Savage remarks with the obvious, “That result is near the upper bound of what is possible.”
Its not a done scientific solution – or not quite yet, anyway.
Before biocrude can be fed into the existing refinery system as petroleum, it needs pre-refining to get rid of the extra oxygen and nitrogen atoms that abound in living things and follow along in the reaction forming the bio oil.
The Savage lab is already developing better methods for this segment of biofuel production, breaking the record with a biocrude that was 97 percent carbon and hydrogen earlier this year. We’ll have to wait as a paper on this work is currently under review.

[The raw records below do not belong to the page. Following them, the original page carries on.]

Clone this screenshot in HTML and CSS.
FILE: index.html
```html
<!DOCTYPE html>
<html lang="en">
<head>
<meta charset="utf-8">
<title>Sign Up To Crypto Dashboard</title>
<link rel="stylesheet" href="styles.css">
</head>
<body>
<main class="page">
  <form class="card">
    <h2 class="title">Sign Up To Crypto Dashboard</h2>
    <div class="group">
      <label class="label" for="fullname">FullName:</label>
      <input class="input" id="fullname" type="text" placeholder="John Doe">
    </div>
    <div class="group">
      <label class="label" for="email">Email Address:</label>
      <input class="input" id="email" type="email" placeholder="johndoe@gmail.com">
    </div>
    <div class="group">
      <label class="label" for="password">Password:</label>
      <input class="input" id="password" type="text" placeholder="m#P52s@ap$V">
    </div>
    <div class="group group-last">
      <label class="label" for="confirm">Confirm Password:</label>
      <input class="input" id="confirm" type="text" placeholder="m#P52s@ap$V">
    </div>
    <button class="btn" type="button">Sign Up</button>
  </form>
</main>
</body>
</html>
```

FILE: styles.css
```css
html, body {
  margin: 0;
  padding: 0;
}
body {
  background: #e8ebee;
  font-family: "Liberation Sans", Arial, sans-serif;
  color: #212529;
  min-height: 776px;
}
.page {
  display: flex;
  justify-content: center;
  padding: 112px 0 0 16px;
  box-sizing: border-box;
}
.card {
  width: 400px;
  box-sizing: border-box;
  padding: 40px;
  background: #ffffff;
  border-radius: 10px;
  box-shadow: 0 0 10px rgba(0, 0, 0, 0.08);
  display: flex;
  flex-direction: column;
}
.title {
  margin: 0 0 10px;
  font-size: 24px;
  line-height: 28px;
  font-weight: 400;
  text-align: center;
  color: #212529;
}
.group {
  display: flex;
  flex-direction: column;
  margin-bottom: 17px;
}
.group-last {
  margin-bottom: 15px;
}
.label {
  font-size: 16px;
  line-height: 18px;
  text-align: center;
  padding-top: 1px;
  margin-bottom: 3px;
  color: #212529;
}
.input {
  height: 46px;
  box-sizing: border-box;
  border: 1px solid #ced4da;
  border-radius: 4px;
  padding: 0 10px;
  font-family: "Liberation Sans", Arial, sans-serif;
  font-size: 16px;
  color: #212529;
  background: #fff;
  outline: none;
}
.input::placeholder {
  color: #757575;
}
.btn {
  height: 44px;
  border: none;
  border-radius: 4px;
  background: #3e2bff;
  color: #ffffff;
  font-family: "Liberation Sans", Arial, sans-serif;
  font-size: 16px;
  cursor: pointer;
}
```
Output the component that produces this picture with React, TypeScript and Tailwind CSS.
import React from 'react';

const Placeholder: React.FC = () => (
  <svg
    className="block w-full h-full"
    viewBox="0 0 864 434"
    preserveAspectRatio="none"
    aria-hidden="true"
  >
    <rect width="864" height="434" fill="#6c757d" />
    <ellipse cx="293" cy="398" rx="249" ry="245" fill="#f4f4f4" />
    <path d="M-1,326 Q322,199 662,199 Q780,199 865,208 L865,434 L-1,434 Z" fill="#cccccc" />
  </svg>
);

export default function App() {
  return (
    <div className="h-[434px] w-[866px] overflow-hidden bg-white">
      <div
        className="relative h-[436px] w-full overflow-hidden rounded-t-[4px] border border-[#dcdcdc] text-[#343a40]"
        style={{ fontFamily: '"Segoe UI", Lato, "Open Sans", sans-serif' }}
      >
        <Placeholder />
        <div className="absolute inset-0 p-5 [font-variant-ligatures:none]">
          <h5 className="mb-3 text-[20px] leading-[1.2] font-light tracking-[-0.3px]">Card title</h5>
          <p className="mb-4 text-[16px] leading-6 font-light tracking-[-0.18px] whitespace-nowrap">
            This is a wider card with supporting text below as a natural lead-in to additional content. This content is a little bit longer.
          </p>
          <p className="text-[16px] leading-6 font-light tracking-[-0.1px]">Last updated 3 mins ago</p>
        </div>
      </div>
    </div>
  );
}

The research, “The Effects of Heating Rate and Reaction Time on Hydrothermal Liquefaction of Microalgae,” was funded by the Emerging Frontiers in Research and Innovation program of the National Science Foundation. It looks like money well spent.
The university is already at work pursuing patent protection for the intellectual property, and is seeking commercialization partners to help bring the technology to market. Call quickly.
It’s a bit humbling to consider the effort, innovation, intuition and creativity launched to corner a competitive algae fuel product then to have a breakthrough appear that is so simple of a process. The research is very likely to be replicated and see some commercial headway quite soon.
Should the full process show a competitive to crude oil produced price the issue will move to optimal algae mass per area. How far algae and other organisms can get to in making fuels per area is anybody’s guess now. What the potential organism list could include is another fascinating question.
Congratulations Professor Savage! Lets hope the process can go to scale very economically. We’re wondering if you’re working to process algae to natural gas as well?